I'll say about three or four drafts is my average. I usually do one shit draft, then a rework into a second draft. The second draft I'll perfect a bit and then I'll send it to the workshop. Then, with the workshop feedback, I'll do another heavy rework and some fine-tuning. Depending on the story, I'll do one more draft of fine-tuning, sometimes more. Once I get to the point that I'm editing and rephrasing the same sentences over and over, then I know I need to stop and just send the fucker out.
@wickedvoodoo - I find it interesting the way other people write. While the "shit" draft shouldn't necessarily be considered a "draft", for some reason I still like to see it that way. I print it out, therefore it is a draft. But that's just my mechanics. I always like having that shit draft with me because I bring it to work and tear the shit out of it during my breaks. I just like having that span of time to reconsider things and refresh the work.
- Scenes, Sketches, & Voice Lines on ATM receipts and Unsent Emails Mini-Draft
- Puke and Bones draft
- Drain Off The Bile, Save the Chunks Draft
- The Sensory Deprivation Tank Draft
- The Initial Public Offering
- Bust Out The Cutlery, Shuffle The Deck Draft
- Grand Re-Opening
- The Family and Friends, Calling in Favors Draft
- The Stare At The Screen And Try To Burst It With My Telekenetic Concentration For All Typos and Weakness in Voice Draft.
Done
Most stuff I write I like to get feedback on before I rewrite but after three or four drafts I lose interest so it's either done or I abandon it. Anything over that, I feel like moving on to a new idea because honestly there are too many great stories in the old subconscious to get stuck on one. I have amazingly perverse things in the back of my mind just waiting to come out. My goal as a writer is to disgust and deform the world one reader at a time. When I'm done, all will be sexual deviants! It's important for a writer to have a goal.
I just feel like I start to lose it after a few drafts. I don't want to write half hearted junk...
Usually if I write a story and I feel it doesn't have anything to really "say" about the characters, then I lose it. Lately I've been able to hone in a bit better than usual, but I still have a pretty nice graphic blowjob story I wrote that hasn't seen daylight because I can't figure out what the girl giving the blowjob is really going through...
Paricipating actively in the workshop has made me create less drafts. I'm better able to get my words out right the first time and then fix the little things that I can catch in the second draft. Then I trust in the workshop to open my eyes to those things I wouldn't have noticed in a hundred rewrites.

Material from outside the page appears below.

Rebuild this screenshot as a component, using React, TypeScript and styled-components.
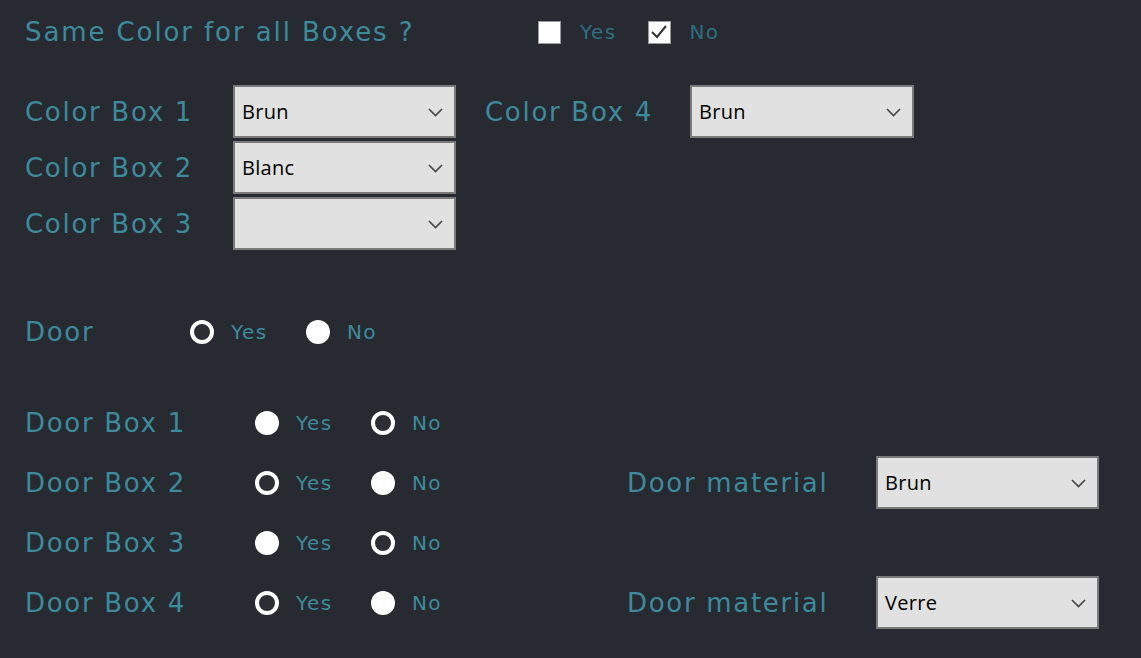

So it's made me a better writer and a better editor while giving me a lot of support.
I love you guys.
I will make a skin-suit out of all of you, though.
First, It's important to have goats! I love that. Here's what I'm doing because it just is happening this way: Rough Draft that is just writing, and it's not supposed to be perfect. Just getting a story. Then, the second draft seems to have inspiration. It's easy for me to make the second draft better. I ususally get an overlay of a better story cause I've been thinking about it subconscously. Then, maybe one more. Then the nit-picking. Then I'm done. And i have a ton in my documents folder that I go back to from time to time to see if they sound better now or if any inspiration can come to me to finish them. Love hearing how you guys work it.
It depends on what you'd consider a completed draft. I'd have several passes through a piece of work looking at different things. A read through from front to back looking defining what each paragraph is trying to do. A read through highlighting verbs in order to strengthen then. A read through from back to front finding typos and sentences which don't work grammatically. Look at description to see if it's too little/too much... If I have time to do all of this over the course of a couple of days, then that's 1 draft. If I know I'm not going to get back to again for a week or more then I might have to consider that draft re-write over, otherwise I forget where I was at...
yeah, i do my best to THINK and CHEW on an idea for as long as possible, and then when i'm ready, it spills out. i try to edit on the fly as i go, to get it righth the first time. i'll probably go through and edit anywhere from 3-6 times.
novels are a differerent beasts, can't even say how many edits, or rounds of edits I put into Transubstantiate and/or Disintegration. Maybe 20-25, hard to say. Ran them both through Write Club, so if I just take my first dump, then each of the different peer reviews, that's six. I think I changed Transubstantiate from first past tense to first present tense, that was one painful edit. probably one edit for plot points, one edit for setting, one for dialogue. i also like to run it through a word search edit of some kind, see what words pop up the most and then edit that too (flesh, sheen, fuck) so i don't overuse a word too much. what's that, 11? edits back from the press, the editors, and all of that. and then random things pop up. sometimes plot points alone can trickle down and cause 5-6 rounds of edits to fix.
but for short stories, such as the WAR, i write it, that's one. read through it, and fix obvious things, that's two. set it aside, read it over once more, polish it up, that's three. submit. did pretty well for me, up until the last round, that is.
like some people here said, i know it's done when i can't look at it anymore.